Feature image explaining the Melitz Model, showing three firm outcomes under international trade based on productivity cutoffs: exit, domestic-only sales, and exporting.

Melitz Heterogeneous Firms Model: How Trade Reshapes Industries from the Inside

For most of the twentieth century, trade theory treated industries as collections of identical firms. The Ricardian model had countries with different technologies. The Heckscher-Ohlin model had countries with different factor endowments. Even Paul Krugman’s New Trade Theory, which finally introduced firms with market power, still assumed those firms were identical to one another within a sector. When economists looked at actual trade data in the 1990s, this assumption looked increasingly indefensible. Within narrowly defined industries, some firms exported, and most did not. Exporters were systematically larger, more productive, and paid higher wages than non-exporters in the same sector. No existing trade model could explain this.

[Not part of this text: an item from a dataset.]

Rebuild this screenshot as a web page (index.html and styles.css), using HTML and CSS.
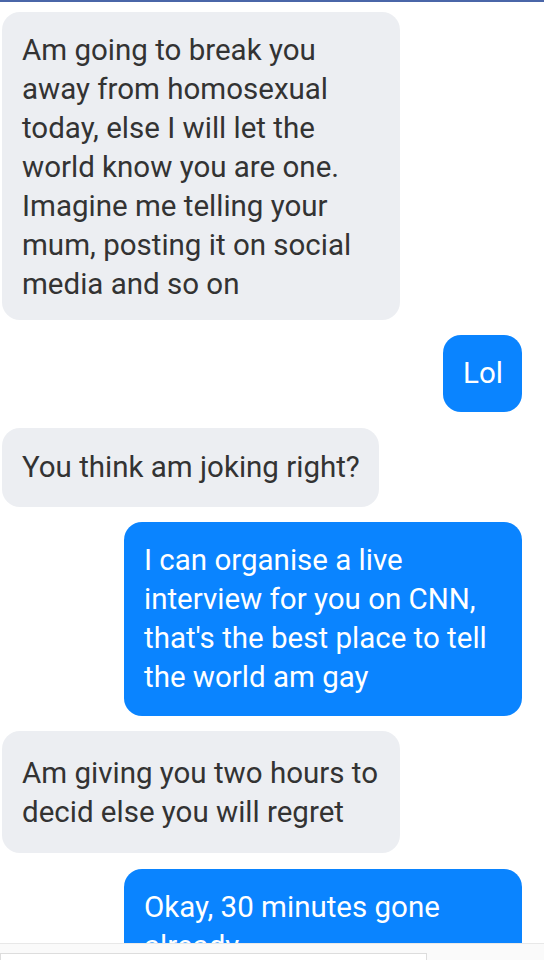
FILE: index.html
```html
<!DOCTYPE html>
<html lang="en">
<head>
    <meta charset="UTF-8">
    <meta name="viewport" content="width=device-width, initial-scale=1.0">
    <title>Chat</title>
    <link rel="stylesheet" href="styles.css">
</head>
<body>
    <div class="top-bar"></div>

    <div class="thread">
        <div class="msg theirs first">Am going to break you away from homosexual today, else I will let the world know you are one. Imagine me telling your mum, posting it on social media and so on</div>
        <div class="msg mine">Lol</div>
        <div class="msg theirs short">You think am joking right?</div>
        <div class="msg mine">I can organise a live interview for you on CNN, that's the best place to tell the world am gay</div>
        <div class="msg theirs tall">Am giving you two hours to decid else you will regret</div>
        <div class="msg mine last">Okay, 30 minutes gone already</div>
    </div>

    <div class="composer">
        <div class="composer-input"></div>
    </div>
</body>
</html>
```

FILE: styles.css
```css
body {
    margin: 0;
    background: #fff;
    font-family: Roboto, "Noto Sans", sans-serif;
}
.top-bar {
    height: 2px;
    background-color: #4a66a8;
}
.thread {
    height: 941px;
    overflow: hidden;
    display: flex;
    flex-direction: column;
    gap: 15px;
    padding: 10px 22px 0 2px;
    box-sizing: border-box;
}
.msg {
    flex-shrink: 0;
    max-width: 398px;
    box-sizing: border-box;
    padding: 19px 19px 19px 20px;
    border-radius: 18px;
    font-size: 29.5px;
    line-height: 39px;
}
.theirs {
    align-self: flex-start;
    background-color: #eceef2;
    color: #333;
}
.mine {
    align-self: flex-end;
    background-color: #0a84ff;
    color: #fff;
}
.first {
    padding-top: 19px;
    padding-bottom: 16px;
}
.short {
    margin-top: 1px;
    padding-top: 20px;
    padding-bottom: 20px;
}
.tall {
    padding-top: 23px;
    padding-bottom: 21px;
}
.last {
    margin-top: 1px;
}
.composer {
    height: 17px;
    border-top: 1px solid #e8e8e8;
    background: #fafafa;
    padding-top: 9px;
    box-sizing: border-box;
}
.composer-input {
    width: 425px;
    height: 8px;
    background: #fff;
    border: 1px solid #ddd;
    border-bottom: none;
}
```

The Melitz heterogeneous firms model, published by Marc Melitz in Econometrica in 2003, closed that gap. The model takes the Krugman framework of monopolistic competition and adds a single twist: firms within an industry differ in productivity, and trade selects which firms export, which survive in the domestic market, and which exit altogether. The result was a theory that finally matched the firm-level data and changed how economists think about the gains from trade. Within twenty years, it became the workhorse of modern international trade research.

The Importance of Firm Heterogeneity

Trade-flow statistics had long shown that exports were concentrated among a small number of firms. The 1990s and early 2000s brought a wave of new evidence from firm-level datasets in the United States, France, Colombia, and elsewhere, all pointing to the same patterns.

In manufacturing economies, only a minority of firms export, often fewer than 20 percent within most industries. The firms that do export are not randomly distributed: they are larger, more productive, more capital-intensive, and pay higher wages than firms in the same industry that sell only domestically. Exporters were already different from non-exporters before they began exporting, suggesting that exporting is an outcome of underlying firm capability rather than the cause of it. And when trade barriers fall, the largest gains in industry productivity come not from firms expanding output but from market share shifting away from less productive firms toward more productive ones.

None of this fits a model with identical firms. If all firms in an industry are the same, they should all make the same decision about exporting. If they all face the same costs and the same prices, they should all earn the same profits. The fact that they do not is the empirical fact that the Melitz model was built to explain.

Core Mechanics of the Model

The Melitz model uses three building blocks. Each is borrowed from earlier work; the contribution is the way they are combined.

Monopolistic competition with differentiated products. Each firm produces a single variety of a differentiated good, has some market power, and faces downward-sloping demand. This part is taken directly from Krugman.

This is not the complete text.